**TO BE DONE**
Skip the pictures and repeat each line of the data exactly.

**DATA SECTION**
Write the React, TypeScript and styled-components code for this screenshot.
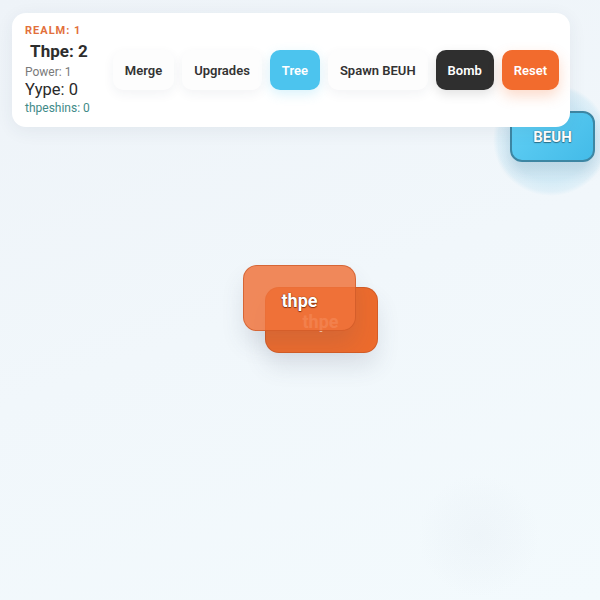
import React from "react";
import styled, { createGlobalStyle } from "styled-components";

const Global = createGlobalStyle`
  html, body { margin: 0; padding: 0; }
  body { font-family: Roboto, "Noto Sans", "Liberation Sans", sans-serif; }
`;

const Stage = styled.div`
  position: relative;
  width: 600px;
  height: 600px;
  overflow: hidden;
  background: linear-gradient(160deg, #eef3f8 0%, #f1f7fb 50%, #f3fafd 100%);
  padding: 13px 0 0 12px;
  box-sizing: border-box;
`;

const Hud = styled.div`
  position: relative;
  z-index: 5;
  display: inline-flex;
  align-items: center;
  gap: 23px;
  width: 558px;
  box-sizing: border-box;
  padding: 11px 12px 11px 13px;
  background: #ffffff;
  border-radius: 14px;
  box-shadow: 0 4px 18px rgba(40, 60, 90, 0.07);
`;

const Stats = styled.div`
  display: flex;
  flex-direction: column;
  width: 66px;
`;

const Realm = styled.div`
  color: #e2703c;
  font-size: 11px;
  font-weight: 700;
  letter-spacing: 1px;
  line-height: 13px;
  white-space: nowrap;
`;

const Title = styled.div`
  color: #2d2d2d;
  font-size: 17px;
  font-weight: 700;
  line-height: 22px;
  margin-top: 3px;
  padding-left: 3px;
  text-align: center;
  white-space: nowrap;
`;

const Line = styled.div<{ $tone: "muted" | "big" | "teal" }>`
  white-space: nowrap;
  color: ${(p) => (p.$tone === "muted" ? "#7a7a7a" : p.$tone === "teal" ? "#3f8a88" : "#2a2a2a")};
  font-size: ${(p) => (p.$tone === "big" ? "16.5px" : "12px")};
  line-height: ${(p) => (p.$tone === "big" ? "20px" : "16px")};
  margin-top: ${(p) => (p.$tone === "muted" ? "2px" : "0")};
`;

const Buttons = styled.div`
  display: flex;
  align-items: center;
  gap: 8px;
`;

const variants = {
  plain: { bg: "#fdfdfd", fg: "#333333", shadow: "0 4px 12px rgba(30,50,80,0.06)" },
  tree: { bg: "#4cc4ee", fg: "#ffffff", shadow: "0 4px 12px rgba(76,196,238,0.22)" },
  dark: { bg: "#2f2f2f", fg: "#ffffff", shadow: "0 4px 12px rgba(0,0,0,0.12)" },
  reset: { bg: "#f26b2d", fg: "#ffffff", shadow: "0 6px 14px rgba(242,107,45,0.25)" },
};

const Btn = styled.button<{ $v: keyof typeof variants }>`
  height: 40px;
  padding: 0 12px;
  border: none;
  border-radius: 10px;
  font-family: Roboto, "Liberation Sans", sans-serif;
  font-size: 13px;
  font-weight: 600;
  white-space: nowrap;
  background: ${(p) => variants[p.$v].bg};
  color: ${(p) => variants[p.$v].fg};
  box-shadow: ${(p) => variants[p.$v].shadow};
`;

const Glow = styled.div`
  position: absolute;
  left: 493px;
  top: 84px;
  width: 116px;
  height: 112px;
  border-radius: 50%;
  background: radial-gradient(closest-side, rgba(76, 180, 225, 0.2) 0%, rgba(76, 180, 225, 0.18) 72%, rgba(76, 180, 225, 0.1) 92%, rgba(76, 180, 225, 0) 100%);
`;

const Beuh = styled.div`
  position: absolute;
  left: 510px;
  top: 111px;
  width: 85px;
  height: 51px;
  box-sizing: border-box;
  border: 2px solid #3d86a3;
  border-radius: 12px;
  background: linear-gradient(135deg, #62d0f5 0%, #43bbe8 100%);
  box-shadow: 0 9px 14px rgba(40, 80, 110, 0.13);
  display: flex;
  align-items: center;
  justify-content: center;
  color: #ffffff;
  font-size: 15px;
  font-weight: 700;
  text-shadow: 0 0 1px #2c6f88, 0 0 1px #2c6f88, 0 1px 1px #2c6f88;
`;

const Card = styled.div<{ $x: number; $y: number; $top?: boolean }>`
  position: absolute;
  left: ${(p) => p.$x}px;
  top: ${(p) => p.$y}px;
  width: 113px;
  height: 66px;
  box-sizing: border-box;
  border-radius: 14px;
  border: 1px solid rgba(200, 85, 35, 0.65);
  background: ${(p) => (p.$top ? "rgba(240, 114, 58, 0.84)" : "#ec6b2d")};
  box-shadow: 0 14px 22px rgba(70, 80, 100, 0.13);
  display: flex;
  align-items: center;
  justify-content: center;
  font-size: 18px;
  font-weight: 700;
  color: ${(p) => (p.$top ? "#ffffff" : "#ffc7a6")};
  text-shadow: ${(p) => (p.$top ? "0 0 1px #8a3510, 0 0 1px #8a3510, 0 1px 1px #8a3510" : "none")};
  z-index: ${(p) => (p.$top ? 2 : 1)};
`;

const CardLabel = styled.span<{ $dx: number; $dy: number }>`
  position: relative;
  left: ${(p) => p.$dx}px;
  top: ${(p) => p.$dy}px;
`;

const Ghost = styled.div`
  position: absolute;
  left: 418px;
  top: 475px;
  width: 122px;
  height: 122px;
  border-radius: 50%;
  background: radial-gradient(closest-side, rgba(205, 212, 225, 0.12) 0%, rgba(205, 212, 225, 0.06) 60%, rgba(205, 212, 225, 0) 100%);
`;

export default function App() {
  return (
    <>
      <Global />
      <Stage>
        <Glow />
        <Beuh>BEUH</Beuh>
        <Ghost />
        <Card $x={265} $y={287}>
          <CardLabel $dx={-1} $dy={1}>thpe</CardLabel>
        </Card>
        <Card $x={243} $y={265} $top>
          <CardLabel $dx={0} $dy={2}>thpe</CardLabel>
        </Card>
        <Hud>
          <Stats>
            <Realm>REALM: 1</Realm>
            <Title>Thpe: 2</Title>
            <Line $tone="muted">Power: 1</Line>
            <Line $tone="big">Yype: 0</Line>
            <Line $tone="teal">thpeshins: 0</Line>
          </Stats>
          <Buttons>
            <Btn $v="plain">Merge</Btn>
            <Btn $v="plain">Upgrades</Btn>
            <Btn $v="tree">Tree</Btn>
            <Btn $v="plain">Spawn BEUH</Btn>
            <Btn $v="dark">Bomb</Btn>
            <Btn $v="reset">Reset</Btn>
          </Buttons>
        </Hud>
      </Stage>
    </>
  );
}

**OUTPUT**
Write the React, TypeScript and styled-components code for this screenshot.
import React from "react";
import styled, { createGlobalStyle } from "styled-components";

const Global = createGlobalStyle`
  html, body { margin: 0; padding: 0; }
  body { font-family: Roboto, "Noto Sans", "Liberation Sans", sans-serif; }
`;

const Stage = styled.div`
  position: relative;
  width: 600px;
  height: 600px;
  overflow: hidden;
  background: linear-gradient(160deg, #eef3f8 0%, #f1f7fb 50%, #f3fafd 100%);
  padding: 13px 0 0 12px;
  box-sizing: border-box;
`;

const Hud = styled.div`
  position: relative;
  z-index: 5;
  display: inline-flex;
  align-items: center;
  gap: 23px;
  width: 558px;
  box-sizing: border-box;
  padding: 11px 12px 11px 13px;
  background: #ffffff;
  border-radius: 14px;
  box-shadow: 0 4px 18px rgba(40, 60, 90, 0.07);
`;

const Stats = styled.div`
  display: flex;
  flex-direction: column;
  width: 66px;
`;

const Realm = styled.div`
  color: #e2703c;
  font-size: 11px;
  font-weight: 700;
  letter-spacing: 1px;
  line-height: 13px;
  white-space: nowrap;
`;

const Title = styled.div`
  color: #2d2d2d;
  font-size: 17px;
  font-weight: 700;
  line-height: 22px;
  margin-top: 3px;
  padding-left: 3px;
  text-align: center;
  white-space: nowrap;
`;

const Line = styled.div<{ $tone: "muted" | "big" | "teal" }>`
  white-space: nowrap;
  color: ${(p) => (p.$tone === "muted" ? "#7a7a7a" : p.$tone === "teal" ? "#3f8a88" : "#2a2a2a")};
  font-size: ${(p) => (p.$tone === "big" ? "16.5px" : "12px")};
  line-height: ${(p) => (p.$tone === "big" ? "20px" : "16px")};
  margin-top: ${(p) => (p.$tone === "muted" ? "2px" : "0")};
`;

const Buttons = styled.div`
  display: flex;
  align-items: center;
  gap: 8px;
`;

const variants = {
  plain: { bg: "#fdfdfd", fg: "#333333", shadow: "0 4px 12px rgba(30,50,80,0.06)" },
  tree: { bg: "#4cc4ee", fg: "#ffffff", shadow: "0 4px 12px rgba(76,196,238,0.22)" },
  dark: { bg: "#2f2f2f", fg: "#ffffff", shadow: "0 4px 12px rgba(0,0,0,0.12)" },
  reset: { bg: "#f26b2d", fg: "#ffffff", shadow: "0 6px 14px rgba(242,107,45,0.25)" },
};

const Btn = styled.button<{ $v: keyof typeof variants }>`
  height: 40px;
  padding: 0 12px;
  border: none;
  border-radius: 10px;
  font-family: Roboto, "Liberation Sans", sans-serif;
  font-size: 13px;
  font-weight: 600;
  white-space: nowrap;
  background: ${(p) => variants[p.$v].bg};
  color: ${(p) => variants[p.$v].fg};
  box-shadow: ${(p) => variants[p.$v].shadow};
`;

const Glow = styled.div`
  position: absolute;
  left: 493px;
  top: 84px;
  width: 116px;
  height: 112px;
  border-radius: 50%;
  background: radial-gradient(closest-side, rgba(76, 180, 225, 0.2) 0%, rgba(76, 180, 225, 0.18) 72%, rgba(76, 180, 225, 0.1) 92%, rgba(76, 180, 225, 0) 100%);
`;

const Beuh = styled.div`
  position: absolute;
  left: 510px;
  top: 111px;
  width: 85px;
  height: 51px;
  box-sizing: border-box;
  border: 2px solid #3d86a3;
  border-radius: 12px;
  background: linear-gradient(135deg, #62d0f5 0%, #43bbe8 100%);
  box-shadow: 0 9px 14px rgba(40, 80, 110, 0.13);
  display: flex;
  align-items: center;
  justify-content: center;
  color: #ffffff;
  font-size: 15px;
  font-weight: 700;
  text-shadow: 0 0 1px #2c6f88, 0 0 1px #2c6f88, 0 1px 1px #2c6f88;
`;

const Card = styled.div<{ $x: number; $y: number; $top?: boolean }>`
  position: absolute;
  left: ${(p) => p.$x}px;
  top: ${(p) => p.$y}px;
  width: 113px;
  height: 66px;
  box-sizing: border-box;
  border-radius: 14px;
  border: 1px solid rgba(200, 85, 35, 0.65);
  background: ${(p) => (p.$top ? "rgba(240, 114, 58, 0.84)" : "#ec6b2d")};
  box-shadow: 0 14px 22px rgba(70, 80, 100, 0.13);
  display: flex;
  align-items: center;
  justify-content: center;
  font-size: 18px;
  font-weight: 700;
  color: ${(p) => (p.$top ? "#ffffff" : "#ffc7a6")};
  text-shadow: ${(p) => (p.$top ? "0 0 1px #8a3510, 0 0 1px #8a3510, 0 1px 1px #8a3510" : "none")};
  z-index: ${(p) => (p.$top ? 2 : 1)};
`;

const CardLabel = styled.span<{ $dx: number; $dy: number }>`
  position: relative;
  left: ${(p) => p.$dx}px;
  top: ${(p) => p.$dy}px;
`;

const Ghost = styled.div`
  position: absolute;
  left: 418px;
  top: 475px;
  width: 122px;
  height: 122px;
  border-radius: 50%;
  background: radial-gradient(closest-side, rgba(205, 212, 225, 0.12) 0%, rgba(205, 212, 225, 0.06) 60%, rgba(205, 212, 225, 0) 100%);
`;

export default function App() {
  return (
    <>
      <Global />
      <Stage>
        <Glow />
        <Beuh>BEUH</Beuh>
        <Ghost />
        <Card $x={265} $y={287}>
          <CardLabel $dx={-1} $dy={1}>thpe</CardLabel>
        </Card>
        <Card $x={243} $y={265} $top>
          <CardLabel $dx={0} $dy={2}>thpe</CardLabel>
        </Card>
        <Hud>
          <Stats>
            <Realm>REALM: 1</Realm>
            <Title>Thpe: 2</Title>
            <Line $tone="muted">Power: 1</Line>
            <Line $tone="big">Yype: 0</Line>
            <Line $tone="teal">thpeshins: 0</Line>
          </Stats>
          <Buttons>
            <Btn $v="plain">Merge</Btn>
            <Btn $v="plain">Upgrades</Btn>
            <Btn $v="tree">Tree</Btn>
            <Btn $v="plain">Spawn BEUH</Btn>
            <Btn $v="dark">Bomb</Btn>
            <Btn $v="reset">Reset</Btn>
          </Buttons>
        </Hud>
      </Stage>
    </>
  );
}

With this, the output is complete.